[START]

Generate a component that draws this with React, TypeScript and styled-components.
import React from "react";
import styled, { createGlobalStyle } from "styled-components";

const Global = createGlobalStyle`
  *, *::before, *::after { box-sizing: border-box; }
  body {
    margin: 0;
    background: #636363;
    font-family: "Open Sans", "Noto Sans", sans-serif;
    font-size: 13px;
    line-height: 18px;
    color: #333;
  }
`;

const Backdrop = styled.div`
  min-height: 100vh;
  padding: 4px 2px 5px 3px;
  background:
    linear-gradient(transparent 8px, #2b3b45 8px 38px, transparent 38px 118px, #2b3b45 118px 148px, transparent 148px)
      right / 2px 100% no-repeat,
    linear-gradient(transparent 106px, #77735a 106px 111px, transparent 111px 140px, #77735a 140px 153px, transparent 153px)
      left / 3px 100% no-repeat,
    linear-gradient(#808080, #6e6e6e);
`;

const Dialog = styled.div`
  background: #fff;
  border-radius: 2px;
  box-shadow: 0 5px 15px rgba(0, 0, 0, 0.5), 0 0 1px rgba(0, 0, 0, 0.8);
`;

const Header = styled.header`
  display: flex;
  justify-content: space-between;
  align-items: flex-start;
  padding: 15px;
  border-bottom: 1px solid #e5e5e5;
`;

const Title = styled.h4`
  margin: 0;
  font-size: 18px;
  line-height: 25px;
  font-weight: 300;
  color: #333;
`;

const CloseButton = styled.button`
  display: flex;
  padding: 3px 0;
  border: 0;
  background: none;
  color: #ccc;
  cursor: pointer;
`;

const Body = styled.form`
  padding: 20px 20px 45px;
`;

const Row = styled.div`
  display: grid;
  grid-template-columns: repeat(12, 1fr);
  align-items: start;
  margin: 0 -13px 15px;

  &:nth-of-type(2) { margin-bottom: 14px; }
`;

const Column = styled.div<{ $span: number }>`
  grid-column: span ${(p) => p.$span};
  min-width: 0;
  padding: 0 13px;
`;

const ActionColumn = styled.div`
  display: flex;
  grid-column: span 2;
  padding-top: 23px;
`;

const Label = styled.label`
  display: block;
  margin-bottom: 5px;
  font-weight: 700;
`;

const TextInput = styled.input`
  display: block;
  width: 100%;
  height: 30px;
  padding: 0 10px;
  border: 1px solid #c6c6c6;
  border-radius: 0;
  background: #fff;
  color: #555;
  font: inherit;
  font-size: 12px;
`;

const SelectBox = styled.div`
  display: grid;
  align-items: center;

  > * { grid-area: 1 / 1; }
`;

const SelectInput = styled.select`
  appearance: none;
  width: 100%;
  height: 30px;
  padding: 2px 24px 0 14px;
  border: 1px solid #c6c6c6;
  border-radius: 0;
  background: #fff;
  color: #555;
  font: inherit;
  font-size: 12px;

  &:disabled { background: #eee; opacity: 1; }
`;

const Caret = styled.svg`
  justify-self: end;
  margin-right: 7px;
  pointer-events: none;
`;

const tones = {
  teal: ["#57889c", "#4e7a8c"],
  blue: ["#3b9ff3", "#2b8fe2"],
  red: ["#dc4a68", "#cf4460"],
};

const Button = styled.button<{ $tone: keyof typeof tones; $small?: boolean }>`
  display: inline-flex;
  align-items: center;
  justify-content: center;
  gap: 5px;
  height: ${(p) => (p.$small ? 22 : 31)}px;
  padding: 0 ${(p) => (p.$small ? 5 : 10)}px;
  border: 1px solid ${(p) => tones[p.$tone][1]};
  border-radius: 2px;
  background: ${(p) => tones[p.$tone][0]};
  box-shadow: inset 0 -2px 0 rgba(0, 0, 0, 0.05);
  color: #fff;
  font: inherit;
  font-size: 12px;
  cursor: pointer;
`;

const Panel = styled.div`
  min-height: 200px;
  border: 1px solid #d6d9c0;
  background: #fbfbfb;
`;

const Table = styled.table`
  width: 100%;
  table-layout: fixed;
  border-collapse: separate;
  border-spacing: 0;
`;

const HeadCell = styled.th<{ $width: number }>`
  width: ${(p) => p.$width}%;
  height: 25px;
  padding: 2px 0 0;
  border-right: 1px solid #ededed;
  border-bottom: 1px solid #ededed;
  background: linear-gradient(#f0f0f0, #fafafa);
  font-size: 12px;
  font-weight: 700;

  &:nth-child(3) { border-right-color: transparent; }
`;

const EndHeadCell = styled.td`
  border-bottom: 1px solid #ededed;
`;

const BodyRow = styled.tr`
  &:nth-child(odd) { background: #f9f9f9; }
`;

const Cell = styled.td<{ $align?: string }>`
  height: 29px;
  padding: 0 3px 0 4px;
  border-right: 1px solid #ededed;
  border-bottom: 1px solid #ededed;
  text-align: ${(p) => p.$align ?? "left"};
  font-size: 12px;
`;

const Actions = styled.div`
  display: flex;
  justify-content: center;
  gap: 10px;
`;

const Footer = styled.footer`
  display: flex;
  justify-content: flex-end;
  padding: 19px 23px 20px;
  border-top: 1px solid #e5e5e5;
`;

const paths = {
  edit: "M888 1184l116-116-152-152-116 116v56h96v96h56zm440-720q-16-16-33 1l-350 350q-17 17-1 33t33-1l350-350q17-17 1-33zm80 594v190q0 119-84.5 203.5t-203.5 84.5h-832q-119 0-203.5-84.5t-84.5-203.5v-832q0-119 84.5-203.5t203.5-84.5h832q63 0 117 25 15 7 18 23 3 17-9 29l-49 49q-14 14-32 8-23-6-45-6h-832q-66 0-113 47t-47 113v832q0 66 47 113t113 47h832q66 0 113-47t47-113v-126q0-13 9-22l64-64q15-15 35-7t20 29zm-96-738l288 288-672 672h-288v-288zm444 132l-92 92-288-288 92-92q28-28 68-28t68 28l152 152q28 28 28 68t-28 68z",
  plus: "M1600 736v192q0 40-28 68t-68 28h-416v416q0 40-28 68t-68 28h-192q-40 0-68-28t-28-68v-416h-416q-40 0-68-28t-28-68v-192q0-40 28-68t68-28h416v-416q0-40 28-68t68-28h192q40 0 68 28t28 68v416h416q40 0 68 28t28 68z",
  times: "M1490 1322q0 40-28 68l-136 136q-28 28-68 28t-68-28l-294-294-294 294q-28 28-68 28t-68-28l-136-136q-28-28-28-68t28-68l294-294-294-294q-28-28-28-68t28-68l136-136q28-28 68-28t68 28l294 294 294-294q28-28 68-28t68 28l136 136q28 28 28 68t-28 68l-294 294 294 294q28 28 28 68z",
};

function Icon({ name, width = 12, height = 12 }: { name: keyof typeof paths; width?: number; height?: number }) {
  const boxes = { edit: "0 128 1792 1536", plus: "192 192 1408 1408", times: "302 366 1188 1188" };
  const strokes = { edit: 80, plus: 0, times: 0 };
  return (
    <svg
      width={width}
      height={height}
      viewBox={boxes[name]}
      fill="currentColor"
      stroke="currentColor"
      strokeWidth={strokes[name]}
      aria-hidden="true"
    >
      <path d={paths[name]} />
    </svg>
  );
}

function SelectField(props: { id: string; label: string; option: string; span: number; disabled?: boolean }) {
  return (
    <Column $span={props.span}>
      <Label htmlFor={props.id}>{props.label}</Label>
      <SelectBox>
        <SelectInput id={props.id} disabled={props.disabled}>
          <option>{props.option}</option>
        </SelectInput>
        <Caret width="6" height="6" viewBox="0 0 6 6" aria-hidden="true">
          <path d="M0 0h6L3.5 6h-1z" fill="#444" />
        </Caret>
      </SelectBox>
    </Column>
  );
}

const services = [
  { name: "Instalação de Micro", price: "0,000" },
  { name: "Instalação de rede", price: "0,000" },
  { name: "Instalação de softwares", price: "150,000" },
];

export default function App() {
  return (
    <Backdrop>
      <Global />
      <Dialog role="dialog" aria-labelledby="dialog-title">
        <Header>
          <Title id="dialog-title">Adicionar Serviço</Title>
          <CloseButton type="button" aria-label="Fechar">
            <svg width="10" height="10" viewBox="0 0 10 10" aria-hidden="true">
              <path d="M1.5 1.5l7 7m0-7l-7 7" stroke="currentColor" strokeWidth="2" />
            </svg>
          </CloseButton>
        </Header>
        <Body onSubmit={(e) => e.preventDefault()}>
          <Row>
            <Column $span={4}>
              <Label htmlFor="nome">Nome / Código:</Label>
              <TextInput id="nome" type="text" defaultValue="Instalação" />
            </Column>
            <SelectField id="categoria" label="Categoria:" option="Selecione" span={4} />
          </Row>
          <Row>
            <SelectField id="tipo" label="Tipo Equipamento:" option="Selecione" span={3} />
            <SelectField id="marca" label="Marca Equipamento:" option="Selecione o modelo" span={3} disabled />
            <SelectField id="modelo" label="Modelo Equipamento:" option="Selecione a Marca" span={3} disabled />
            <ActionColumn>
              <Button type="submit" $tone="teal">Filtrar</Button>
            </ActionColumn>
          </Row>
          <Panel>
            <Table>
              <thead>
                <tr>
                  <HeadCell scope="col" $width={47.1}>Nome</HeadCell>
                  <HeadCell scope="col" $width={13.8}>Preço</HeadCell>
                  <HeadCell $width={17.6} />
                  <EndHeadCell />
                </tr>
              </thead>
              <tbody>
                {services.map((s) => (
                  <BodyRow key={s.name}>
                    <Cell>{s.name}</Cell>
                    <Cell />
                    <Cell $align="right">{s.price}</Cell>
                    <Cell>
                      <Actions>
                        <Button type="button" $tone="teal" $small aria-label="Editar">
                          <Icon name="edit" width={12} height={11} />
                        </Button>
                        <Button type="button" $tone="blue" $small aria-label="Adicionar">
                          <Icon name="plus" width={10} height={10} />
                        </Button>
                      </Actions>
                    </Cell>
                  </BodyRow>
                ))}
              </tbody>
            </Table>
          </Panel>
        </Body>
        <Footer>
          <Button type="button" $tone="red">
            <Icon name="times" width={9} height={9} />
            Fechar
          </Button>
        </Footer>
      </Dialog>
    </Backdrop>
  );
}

[END]

Search the listing above for the string "components". Copy every line that contains it.

Generate a component that draws this with React, TypeScript and styled-components.
import styled, { createGlobalStyle } from "styled-components";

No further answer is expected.